Let me warn you from the outset: This is likely the most esoteric essay I’ve ever written about sobriety. As always, I’ll do my best to explain my thoughts clearly and concisely, but this edition of the newsletter might be a little bit more difficult to follow than most of them.

With that said, the concepts I’m going to describe can provide a great way to think about alcoholism and sobriety. So, I hope you’ll stick with me, but if you’re looking for some lighter reading, maybe give the newsletter archive a glance instead.

### Expected Value

Expected value is a concept in probability theory. I have to admit, however, that I first came across back when I was in college and playing way too much poker.

In short, expected value is the average of all possible outcomes of a random event.

For example, imagine we were betting on the outcome of a coin flip. Heads, you win $1. Tails, I win $1.

From your perspective, there are two possible outcomes, each with equal probability: you win $1 or lose $1. On average, you break even. Therefore, the expected value of the coin flip is $0.

No, imagine that we change the payouts. Heads, you still win $1. Tails, you lose $100. On average, you’re now losing $49.50 on each flip. ($1 - $100 is -$99, and -$99/2 is -$49.50).

Your odds of winning the coin flip are the same in both examples (50/50). In the first example, however, the coin flip is a neutral bet, while in the second, the coin flip is an absolutely terrible bet.

The key difference is that in the second bet, the consequences of losing far outweigh the benefits of winning. You’re risking a loss of $100 for a win of just $1. It’s easy to see that it’s a terrible move. (Even if the odds of winning were 50 to 1 in your favor, the bet would still have a net loss.)

Expected value is an important concept in probability theory, and we can see from the example above why it’s also useful for gamblers. But what is its relevance to sobriety?

### The Odds of a Relapse

Expected value is a great way to think about many types of decision-making, even when the results aren’t so obviously quantifiable.

Whenever we evaluate a decision with multiple potential outcomes, we have to ask ourselves two questions:

What are the odds that each outcome will happen?

How good or bad is each outcome?

Humans aren’t always great at seeing how these questions overlap. For example, millions of people play the lottery when the jackpot gets large, without ever thinking about just how astronomically low their odds of winning are.

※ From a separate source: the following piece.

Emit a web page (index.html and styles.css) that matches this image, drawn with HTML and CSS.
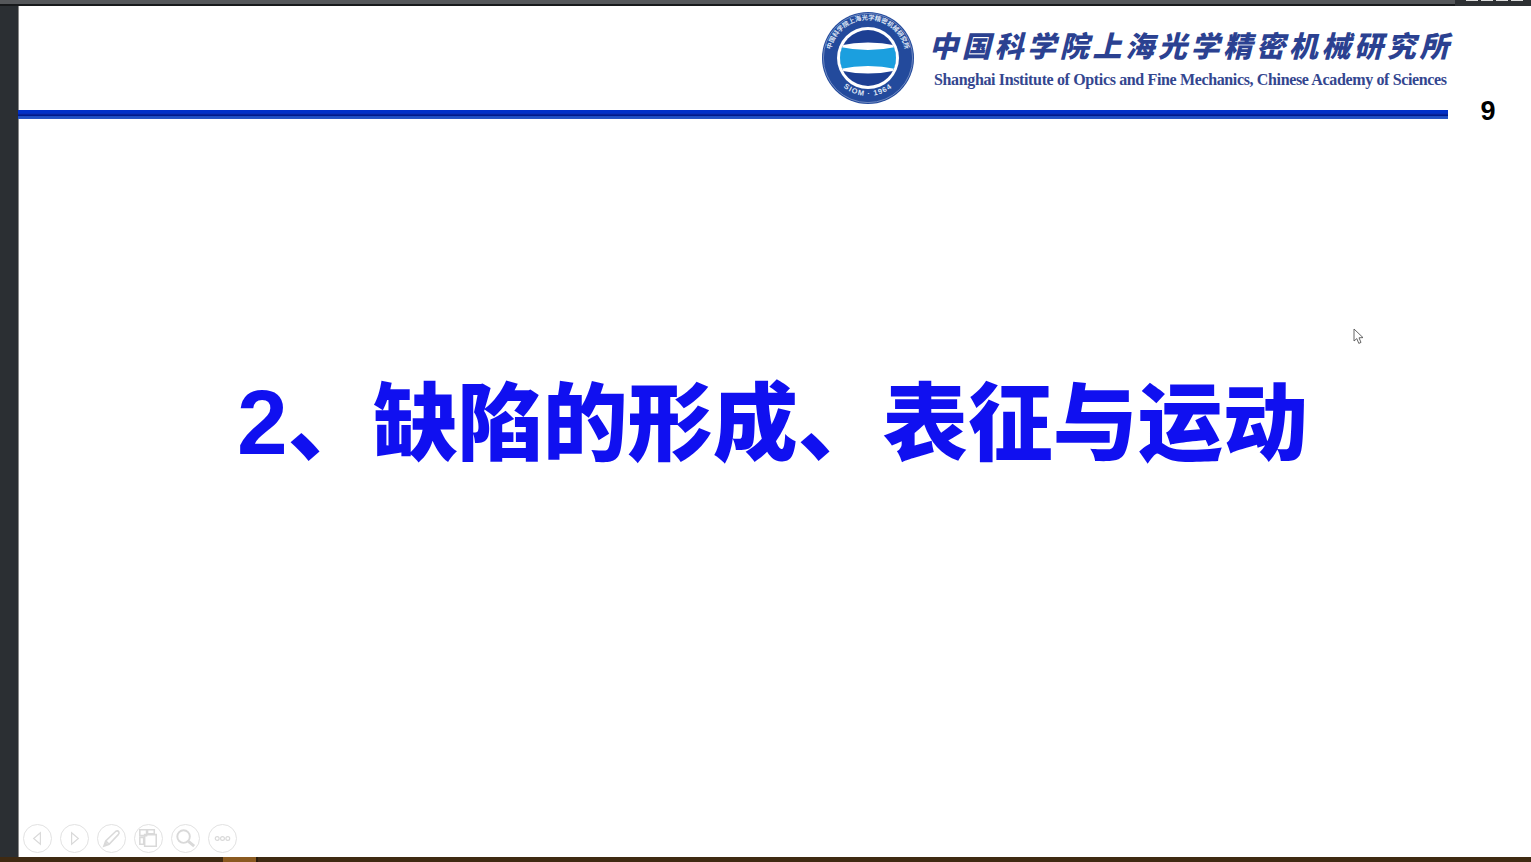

The flip side is that sometimes we make decisions that seem low risk, but are still a terrible idea because of how devastating the consequences would be if things go wrong.

Since getting sober, I’ve had to ask myself many times whether a particular action might put my sobriety at risk.

Can I walk down the liquor aisle at the grocery store without being tempted to buy something?

Can I go to a party where everyone is drinking except for me?

Can I drink non-alcoholic beers that taste just like the real thing?

The first question I have to consider is how likely it is that each of these actions would lead to a relapse. 50/50? 10% chance? 1% chance?

For most of us, we can intuitively see that 50/50 odds of a relapse, or even a 10% chance, are risks that we shouldn’t take. However, it gets harder to see the danger when the odds drop to 1%.

That sounds relatively safe. 1% isn’t a high number. We take bigger risks than that every day.

However, the next question I ask myself is what would happen if I relapsed? The answer to that is that it would ruin my life.

I know from experience that it’s all too easy for me to fall back into addiction. The first time I tried to quit drinking, I relapsed after a few months and kept drinking for another seven years!

Those are truly terrible consequences. I’d destroy my finances, my health, my friendships. I’m not exaggerating when I say that a relapse could easily lead to my death.

When I take those consequences into account, I can see that even an action that has just a 1% chance of leading to a relapse isn’t worth taking.

When we think about the steps that recovering addicts take to protect their sobriety, it can sometimes feel like overkill.

However, when we think about the consequences of a relapse, we can see why those steps make sense.

I’m not saying that any given action is categorically right or wrong. Some former drinkers can easily go to a party without risking their sobriety, others can’t. The important point is that we need to carefully consider just how risky each action is, and just how badly things could turn out if we do end up drinking.